**Work to be completed:** Make an exact copy of all the material below, apart from the pictures.

-*-

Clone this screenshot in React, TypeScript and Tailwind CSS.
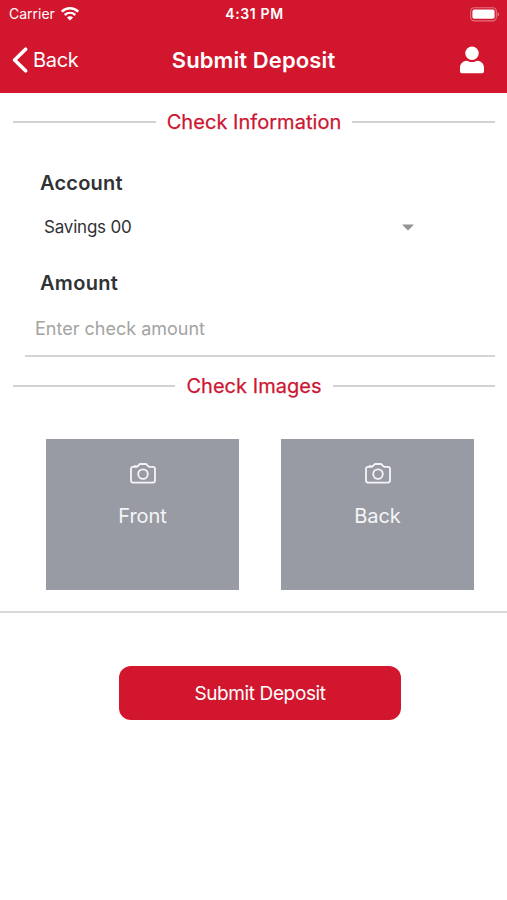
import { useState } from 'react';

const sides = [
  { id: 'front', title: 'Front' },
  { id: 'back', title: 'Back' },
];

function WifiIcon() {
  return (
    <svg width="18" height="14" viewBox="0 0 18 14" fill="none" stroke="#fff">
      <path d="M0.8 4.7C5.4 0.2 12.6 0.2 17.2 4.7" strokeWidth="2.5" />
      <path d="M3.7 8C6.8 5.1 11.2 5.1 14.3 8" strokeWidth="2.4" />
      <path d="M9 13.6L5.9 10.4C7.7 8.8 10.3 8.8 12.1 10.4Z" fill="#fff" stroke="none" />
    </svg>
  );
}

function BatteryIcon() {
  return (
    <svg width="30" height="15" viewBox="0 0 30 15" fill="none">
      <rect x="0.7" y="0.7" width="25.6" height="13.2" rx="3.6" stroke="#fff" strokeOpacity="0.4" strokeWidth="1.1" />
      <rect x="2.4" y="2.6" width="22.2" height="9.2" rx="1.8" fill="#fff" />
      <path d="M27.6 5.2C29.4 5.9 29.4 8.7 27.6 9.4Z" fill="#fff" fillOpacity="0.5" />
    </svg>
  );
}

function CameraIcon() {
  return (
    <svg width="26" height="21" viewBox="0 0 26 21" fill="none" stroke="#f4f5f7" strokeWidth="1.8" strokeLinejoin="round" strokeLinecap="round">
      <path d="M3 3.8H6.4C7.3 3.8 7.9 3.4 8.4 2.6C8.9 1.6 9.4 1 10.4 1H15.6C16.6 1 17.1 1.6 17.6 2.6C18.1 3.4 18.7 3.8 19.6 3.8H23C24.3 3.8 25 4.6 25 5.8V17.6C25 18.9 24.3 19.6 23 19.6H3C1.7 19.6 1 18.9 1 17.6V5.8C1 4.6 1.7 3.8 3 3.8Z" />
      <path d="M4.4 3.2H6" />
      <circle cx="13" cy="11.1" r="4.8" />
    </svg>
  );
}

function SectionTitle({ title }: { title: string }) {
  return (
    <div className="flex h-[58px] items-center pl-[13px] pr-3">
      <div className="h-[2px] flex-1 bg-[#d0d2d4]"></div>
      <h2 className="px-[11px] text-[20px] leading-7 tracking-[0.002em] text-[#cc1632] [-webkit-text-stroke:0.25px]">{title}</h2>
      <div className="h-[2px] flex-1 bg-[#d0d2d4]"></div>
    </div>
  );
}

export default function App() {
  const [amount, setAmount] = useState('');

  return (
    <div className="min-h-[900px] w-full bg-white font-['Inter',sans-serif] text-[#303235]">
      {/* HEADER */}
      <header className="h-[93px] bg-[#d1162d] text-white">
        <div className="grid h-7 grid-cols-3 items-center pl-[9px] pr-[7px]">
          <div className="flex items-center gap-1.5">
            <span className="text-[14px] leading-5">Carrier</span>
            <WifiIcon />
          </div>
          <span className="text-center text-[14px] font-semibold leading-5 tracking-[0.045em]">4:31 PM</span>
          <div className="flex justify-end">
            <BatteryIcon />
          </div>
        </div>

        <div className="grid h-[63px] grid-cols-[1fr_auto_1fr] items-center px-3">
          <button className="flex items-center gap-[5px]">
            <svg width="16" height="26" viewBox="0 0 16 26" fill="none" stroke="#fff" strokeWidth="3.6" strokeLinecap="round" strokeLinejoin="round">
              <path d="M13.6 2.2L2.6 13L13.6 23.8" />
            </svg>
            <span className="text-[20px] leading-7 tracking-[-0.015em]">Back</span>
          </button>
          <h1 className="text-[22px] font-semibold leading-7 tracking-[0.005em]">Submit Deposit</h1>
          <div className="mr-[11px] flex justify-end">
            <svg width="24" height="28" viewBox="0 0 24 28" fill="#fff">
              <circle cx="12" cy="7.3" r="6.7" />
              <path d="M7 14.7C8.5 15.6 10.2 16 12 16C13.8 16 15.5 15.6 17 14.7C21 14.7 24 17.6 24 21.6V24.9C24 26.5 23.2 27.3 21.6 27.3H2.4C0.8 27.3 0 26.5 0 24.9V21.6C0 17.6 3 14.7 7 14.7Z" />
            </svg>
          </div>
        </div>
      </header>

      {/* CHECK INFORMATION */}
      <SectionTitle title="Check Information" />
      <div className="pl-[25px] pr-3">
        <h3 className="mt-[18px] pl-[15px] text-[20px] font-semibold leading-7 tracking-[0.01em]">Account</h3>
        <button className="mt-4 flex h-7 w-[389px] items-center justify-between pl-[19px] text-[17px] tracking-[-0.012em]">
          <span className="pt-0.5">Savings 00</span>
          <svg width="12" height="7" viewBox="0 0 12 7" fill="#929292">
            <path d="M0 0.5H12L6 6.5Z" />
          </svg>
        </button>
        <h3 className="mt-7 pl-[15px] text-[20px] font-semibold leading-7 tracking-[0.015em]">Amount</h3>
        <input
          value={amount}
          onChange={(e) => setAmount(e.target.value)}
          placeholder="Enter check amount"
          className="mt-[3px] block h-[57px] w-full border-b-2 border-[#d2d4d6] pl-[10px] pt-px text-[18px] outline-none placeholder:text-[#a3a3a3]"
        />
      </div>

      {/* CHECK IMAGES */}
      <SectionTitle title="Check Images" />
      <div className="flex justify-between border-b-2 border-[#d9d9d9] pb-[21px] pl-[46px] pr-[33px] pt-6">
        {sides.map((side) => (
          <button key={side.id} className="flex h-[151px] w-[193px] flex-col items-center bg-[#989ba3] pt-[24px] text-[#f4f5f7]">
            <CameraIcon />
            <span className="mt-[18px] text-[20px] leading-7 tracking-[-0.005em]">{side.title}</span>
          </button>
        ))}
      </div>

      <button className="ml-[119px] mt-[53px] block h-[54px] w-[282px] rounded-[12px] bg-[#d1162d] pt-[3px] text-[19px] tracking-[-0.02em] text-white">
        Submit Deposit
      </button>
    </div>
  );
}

-*-

**Expected answer:**
Clone this screenshot in React, TypeScript and Tailwind CSS.
import { useState } from 'react';

const sides = [
  { id: 'front', title: 'Front' },
  { id: 'back', title: 'Back' },
];

function WifiIcon() {
  return (
    <svg width="18" height="14" viewBox="0 0 18 14" fill="none" stroke="#fff">
      <path d="M0.8 4.7C5.4 0.2 12.6 0.2 17.2 4.7" strokeWidth="2.5" />
      <path d="M3.7 8C6.8 5.1 11.2 5.1 14.3 8" strokeWidth="2.4" />
      <path d="M9 13.6L5.9 10.4C7.7 8.8 10.3 8.8 12.1 10.4Z" fill="#fff" stroke="none" />
    </svg>
  );
}

function BatteryIcon() {
  return (
    <svg width="30" height="15" viewBox="0 0 30 15" fill="none">
      <rect x="0.7" y="0.7" width="25.6" height="13.2" rx="3.6" stroke="#fff" strokeOpacity="0.4" strokeWidth="1.1" />
      <rect x="2.4" y="2.6" width="22.2" height="9.2" rx="1.8" fill="#fff" />
      <path d="M27.6 5.2C29.4 5.9 29.4 8.7 27.6 9.4Z" fill="#fff" fillOpacity="0.5" />
    </svg>
  );
}

function CameraIcon() {
  return (
    <svg width="26" height="21" viewBox="0 0 26 21" fill="none" stroke="#f4f5f7" strokeWidth="1.8" strokeLinejoin="round" strokeLinecap="round">
      <path d="M3 3.8H6.4C7.3 3.8 7.9 3.4 8.4 2.6C8.9 1.6 9.4 1 10.4 1H15.6C16.6 1 17.1 1.6 17.6 2.6C18.1 3.4 18.7 3.8 19.6 3.8H23C24.3 3.8 25 4.6 25 5.8V17.6C25 18.9 24.3 19.6 23 19.6H3C1.7 19.6 1 18.9 1 17.6V5.8C1 4.6 1.7 3.8 3 3.8Z" />
      <path d="M4.4 3.2H6" />
      <circle cx="13" cy="11.1" r="4.8" />
    </svg>
  );
}

function SectionTitle({ title }: { title: string }) {
  return (
    <div className="flex h-[58px] items-center pl-[13px] pr-3">
      <div className="h-[2px] flex-1 bg-[#d0d2d4]"></div>
      <h2 className="px-[11px] text-[20px] leading-7 tracking-[0.002em] text-[#cc1632] [-webkit-text-stroke:0.25px]">{title}</h2>
      <div className="h-[2px] flex-1 bg-[#d0d2d4]"></div>
    </div>
  );
}

export default function App() {
  const [amount, setAmount] = useState('');

  return (
    <div className="min-h-[900px] w-full bg-white font-['Inter',sans-serif] text-[#303235]">
      {/* HEADER */}
      <header className="h-[93px] bg-[#d1162d] text-white">
        <div className="grid h-7 grid-cols-3 items-center pl-[9px] pr-[7px]">
          <div className="flex items-center gap-1.5">
            <span className="text-[14px] leading-5">Carrier</span>
            <WifiIcon />
          </div>
          <span className="text-center text-[14px] font-semibold leading-5 tracking-[0.045em]">4:31 PM</span>
          <div className="flex justify-end">
            <BatteryIcon />
          </div>
        </div>

        <div className="grid h-[63px] grid-cols-[1fr_auto_1fr] items-center px-3">
          <button className="flex items-center gap-[5px]">
            <svg width="16" height="26" viewBox="0 0 16 26" fill="none" stroke="#fff" strokeWidth="3.6" strokeLinecap="round" strokeLinejoin="round">
              <path d="M13.6 2.2L2.6 13L13.6 23.8" />
            </svg>
            <span className="text-[20px] leading-7 tracking-[-0.015em]">Back</span>
          </button>
          <h1 className="text-[22px] font-semibold leading-7 tracking-[0.005em]">Submit Deposit</h1>
          <div className="mr-[11px] flex justify-end">
            <svg width="24" height="28" viewBox="0 0 24 28" fill="#fff">
              <circle cx="12" cy="7.3" r="6.7" />
              <path d="M7 14.7C8.5 15.6 10.2 16 12 16C13.8 16 15.5 15.6 17 14.7C21 14.7 24 17.6 24 21.6V24.9C24 26.5 23.2 27.3 21.6 27.3H2.4C0.8 27.3 0 26.5 0 24.9V21.6C0 17.6 3 14.7 7 14.7Z" />
            </svg>
          </div>
        </div>
      </header>

      {/* CHECK INFORMATION */}
      <SectionTitle title="Check Information" />
      <div className="pl-[25px] pr-3">
        <h3 className="mt-[18px] pl-[15px] text-[20px] font-semibold leading-7 tracking-[0.01em]">Account</h3>
        <button className="mt-4 flex h-7 w-[389px] items-center justify-between pl-[19px] text-[17px] tracking-[-0.012em]">
          <span className="pt-0.5">Savings 00</span>
          <svg width="12" height="7" viewBox="0 0 12 7" fill="#929292">
            <path d="M0 0.5H12L6 6.5Z" />
          </svg>
        </button>
        <h3 className="mt-7 pl-[15px] text-[20px] font-semibold leading-7 tracking-[0.015em]">Amount</h3>
        <input
          value={amount}
          onChange={(e) => setAmount(e.target.value)}
          placeholder="Enter check amount"
          className="mt-[3px] block h-[57px] w-full border-b-2 border-[#d2d4d6] pl-[10px] pt-px text-[18px] outline-none placeholder:text-[#a3a3a3]"
        />
      </div>

      {/* CHECK IMAGES */}
      <SectionTitle title="Check Images" />
      <div className="flex justify-between border-b-2 border-[#d9d9d9] pb-[21px] pl-[46px] pr-[33px] pt-6">
        {sides.map((side) => (
          <button key={side.id} className="flex h-[151px] w-[193px] flex-col items-center bg-[#989ba3] pt-[24px] text-[#f4f5f7]">
            <CameraIcon />
            <span className="mt-[18px] text-[20px] leading-7 tracking-[-0.005em]">{side.title}</span>
          </button>
        ))}
      </div>

      <button className="ml-[119px] mt-[53px] block h-[54px] w-[282px] rounded-[12px] bg-[#d1162d] pt-[3px] text-[19px] tracking-[-0.02em] text-white">
        Submit Deposit
      </button>
    </div>
  );
}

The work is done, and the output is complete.